= Provided data =

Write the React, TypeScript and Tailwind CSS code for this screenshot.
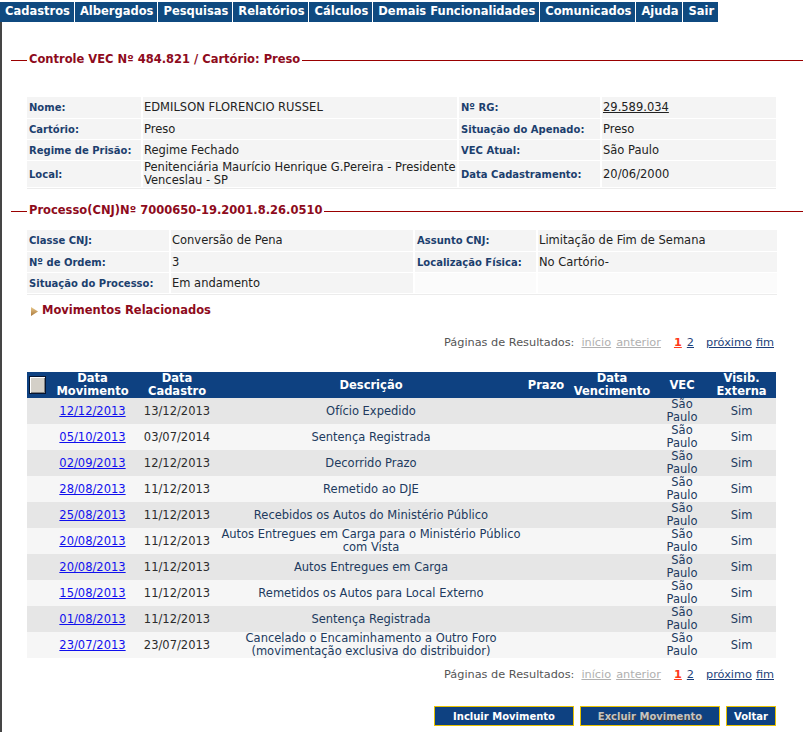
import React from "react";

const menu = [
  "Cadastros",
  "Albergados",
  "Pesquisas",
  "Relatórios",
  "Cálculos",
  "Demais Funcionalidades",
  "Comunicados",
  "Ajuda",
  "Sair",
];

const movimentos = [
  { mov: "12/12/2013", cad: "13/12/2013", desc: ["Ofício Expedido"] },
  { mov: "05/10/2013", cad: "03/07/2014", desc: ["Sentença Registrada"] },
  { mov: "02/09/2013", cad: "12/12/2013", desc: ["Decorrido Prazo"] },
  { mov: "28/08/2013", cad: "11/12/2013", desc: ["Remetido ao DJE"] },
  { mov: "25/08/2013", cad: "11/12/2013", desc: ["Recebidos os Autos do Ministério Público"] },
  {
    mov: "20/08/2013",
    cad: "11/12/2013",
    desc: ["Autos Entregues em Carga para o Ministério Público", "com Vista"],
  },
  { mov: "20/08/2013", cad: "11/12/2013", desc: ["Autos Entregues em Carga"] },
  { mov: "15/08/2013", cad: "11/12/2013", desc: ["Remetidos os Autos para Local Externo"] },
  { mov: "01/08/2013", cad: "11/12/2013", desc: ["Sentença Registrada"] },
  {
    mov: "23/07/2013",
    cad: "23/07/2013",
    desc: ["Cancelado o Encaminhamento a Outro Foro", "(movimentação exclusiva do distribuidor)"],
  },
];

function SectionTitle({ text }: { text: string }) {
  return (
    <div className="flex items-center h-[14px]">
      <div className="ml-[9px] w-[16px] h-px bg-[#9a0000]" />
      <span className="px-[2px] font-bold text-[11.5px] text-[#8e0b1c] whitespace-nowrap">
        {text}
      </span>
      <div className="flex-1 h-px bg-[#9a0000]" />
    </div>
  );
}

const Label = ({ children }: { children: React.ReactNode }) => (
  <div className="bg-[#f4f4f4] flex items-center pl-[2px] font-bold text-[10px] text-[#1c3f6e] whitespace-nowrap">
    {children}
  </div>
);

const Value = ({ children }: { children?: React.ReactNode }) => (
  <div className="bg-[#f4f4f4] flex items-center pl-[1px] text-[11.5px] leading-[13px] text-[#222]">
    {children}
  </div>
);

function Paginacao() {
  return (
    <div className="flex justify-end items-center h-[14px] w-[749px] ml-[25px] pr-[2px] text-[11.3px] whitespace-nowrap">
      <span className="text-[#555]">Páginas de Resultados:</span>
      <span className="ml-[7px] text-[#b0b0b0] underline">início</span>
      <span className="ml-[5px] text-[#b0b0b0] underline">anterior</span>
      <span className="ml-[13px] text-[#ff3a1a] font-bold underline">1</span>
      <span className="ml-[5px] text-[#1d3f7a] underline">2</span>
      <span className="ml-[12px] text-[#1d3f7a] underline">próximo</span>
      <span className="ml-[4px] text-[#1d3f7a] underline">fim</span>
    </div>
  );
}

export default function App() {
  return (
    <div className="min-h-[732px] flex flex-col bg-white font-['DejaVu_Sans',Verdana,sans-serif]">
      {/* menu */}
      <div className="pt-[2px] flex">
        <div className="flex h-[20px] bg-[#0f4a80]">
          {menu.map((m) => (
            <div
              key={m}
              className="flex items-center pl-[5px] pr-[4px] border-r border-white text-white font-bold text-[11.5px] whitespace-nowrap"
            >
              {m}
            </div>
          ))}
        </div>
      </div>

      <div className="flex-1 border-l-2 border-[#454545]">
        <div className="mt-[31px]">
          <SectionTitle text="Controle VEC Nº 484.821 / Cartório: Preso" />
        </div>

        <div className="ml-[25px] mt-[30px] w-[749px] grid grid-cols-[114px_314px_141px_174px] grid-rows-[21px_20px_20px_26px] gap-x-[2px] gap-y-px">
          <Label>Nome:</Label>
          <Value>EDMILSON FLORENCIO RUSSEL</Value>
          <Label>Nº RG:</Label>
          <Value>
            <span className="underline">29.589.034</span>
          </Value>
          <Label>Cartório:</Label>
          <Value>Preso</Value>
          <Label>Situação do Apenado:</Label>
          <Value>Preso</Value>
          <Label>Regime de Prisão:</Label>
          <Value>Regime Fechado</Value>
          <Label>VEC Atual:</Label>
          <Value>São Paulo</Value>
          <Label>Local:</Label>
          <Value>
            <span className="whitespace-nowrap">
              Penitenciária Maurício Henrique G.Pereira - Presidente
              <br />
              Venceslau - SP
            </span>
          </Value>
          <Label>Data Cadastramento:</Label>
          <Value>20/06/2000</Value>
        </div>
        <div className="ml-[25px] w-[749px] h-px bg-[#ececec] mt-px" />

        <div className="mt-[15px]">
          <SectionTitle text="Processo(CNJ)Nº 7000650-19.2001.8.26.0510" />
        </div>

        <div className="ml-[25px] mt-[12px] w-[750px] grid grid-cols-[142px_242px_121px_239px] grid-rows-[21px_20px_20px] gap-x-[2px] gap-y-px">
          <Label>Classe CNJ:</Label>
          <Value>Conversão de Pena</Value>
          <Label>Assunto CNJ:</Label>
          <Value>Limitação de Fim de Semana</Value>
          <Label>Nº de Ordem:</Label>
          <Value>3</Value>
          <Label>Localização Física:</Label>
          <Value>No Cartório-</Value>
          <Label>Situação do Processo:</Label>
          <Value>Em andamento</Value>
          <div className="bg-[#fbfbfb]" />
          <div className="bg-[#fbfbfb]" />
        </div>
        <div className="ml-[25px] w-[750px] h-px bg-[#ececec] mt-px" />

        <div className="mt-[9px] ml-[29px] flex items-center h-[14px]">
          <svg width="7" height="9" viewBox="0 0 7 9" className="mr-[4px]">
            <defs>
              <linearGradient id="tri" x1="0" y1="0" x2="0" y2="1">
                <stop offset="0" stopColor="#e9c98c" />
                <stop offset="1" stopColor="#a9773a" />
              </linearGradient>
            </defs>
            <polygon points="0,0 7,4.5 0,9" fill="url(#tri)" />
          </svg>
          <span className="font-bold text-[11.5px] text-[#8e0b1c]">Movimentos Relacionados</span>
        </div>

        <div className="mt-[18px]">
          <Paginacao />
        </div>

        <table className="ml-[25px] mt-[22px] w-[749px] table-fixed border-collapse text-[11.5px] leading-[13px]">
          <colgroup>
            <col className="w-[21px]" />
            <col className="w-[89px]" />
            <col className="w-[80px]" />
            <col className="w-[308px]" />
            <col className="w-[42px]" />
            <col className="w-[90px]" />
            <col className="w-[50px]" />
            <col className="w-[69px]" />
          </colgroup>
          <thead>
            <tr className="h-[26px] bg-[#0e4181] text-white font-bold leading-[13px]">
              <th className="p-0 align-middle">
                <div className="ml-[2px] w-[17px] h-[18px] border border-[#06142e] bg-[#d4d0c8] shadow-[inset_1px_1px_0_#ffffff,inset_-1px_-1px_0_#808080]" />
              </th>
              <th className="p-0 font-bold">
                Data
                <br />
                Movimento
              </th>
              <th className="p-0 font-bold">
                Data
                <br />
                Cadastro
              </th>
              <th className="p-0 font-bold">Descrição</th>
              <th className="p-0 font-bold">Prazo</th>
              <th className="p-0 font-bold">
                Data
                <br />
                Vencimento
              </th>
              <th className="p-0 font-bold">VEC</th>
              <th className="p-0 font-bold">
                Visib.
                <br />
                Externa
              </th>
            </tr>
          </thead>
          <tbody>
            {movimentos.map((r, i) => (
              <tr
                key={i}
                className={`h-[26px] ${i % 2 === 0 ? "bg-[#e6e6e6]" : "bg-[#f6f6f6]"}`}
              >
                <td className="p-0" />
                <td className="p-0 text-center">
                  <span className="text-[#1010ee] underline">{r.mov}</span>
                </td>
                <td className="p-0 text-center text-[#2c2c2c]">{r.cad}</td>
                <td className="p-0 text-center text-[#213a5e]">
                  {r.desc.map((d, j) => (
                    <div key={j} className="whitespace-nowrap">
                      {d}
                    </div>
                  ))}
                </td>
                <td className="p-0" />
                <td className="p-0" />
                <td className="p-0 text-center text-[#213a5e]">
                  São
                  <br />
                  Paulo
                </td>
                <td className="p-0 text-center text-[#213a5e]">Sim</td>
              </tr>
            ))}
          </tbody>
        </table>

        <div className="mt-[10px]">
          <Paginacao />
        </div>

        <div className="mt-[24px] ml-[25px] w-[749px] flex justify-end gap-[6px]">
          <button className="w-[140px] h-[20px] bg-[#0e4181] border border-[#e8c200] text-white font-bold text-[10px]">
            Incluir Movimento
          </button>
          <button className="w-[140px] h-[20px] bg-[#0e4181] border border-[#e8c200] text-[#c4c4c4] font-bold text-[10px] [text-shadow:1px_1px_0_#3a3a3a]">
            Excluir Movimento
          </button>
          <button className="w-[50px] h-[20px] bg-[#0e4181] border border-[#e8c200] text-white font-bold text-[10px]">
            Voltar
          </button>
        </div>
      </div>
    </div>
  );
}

* * *

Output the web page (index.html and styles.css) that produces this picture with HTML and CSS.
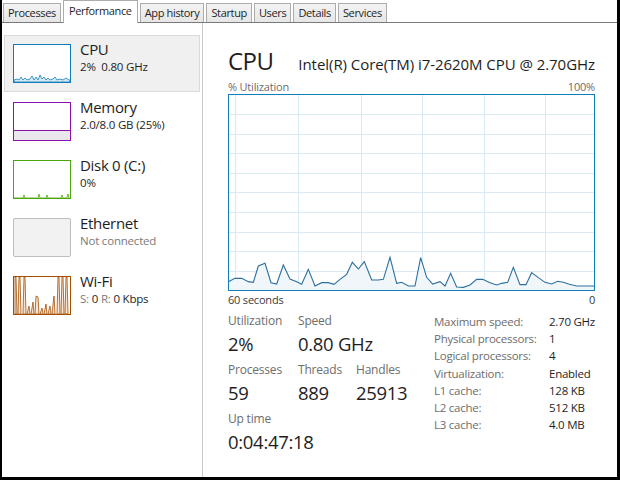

= What the task asks =
Every line of the listing that holds "this" is to be counted; give only the resulting number.

= Problem solution =
2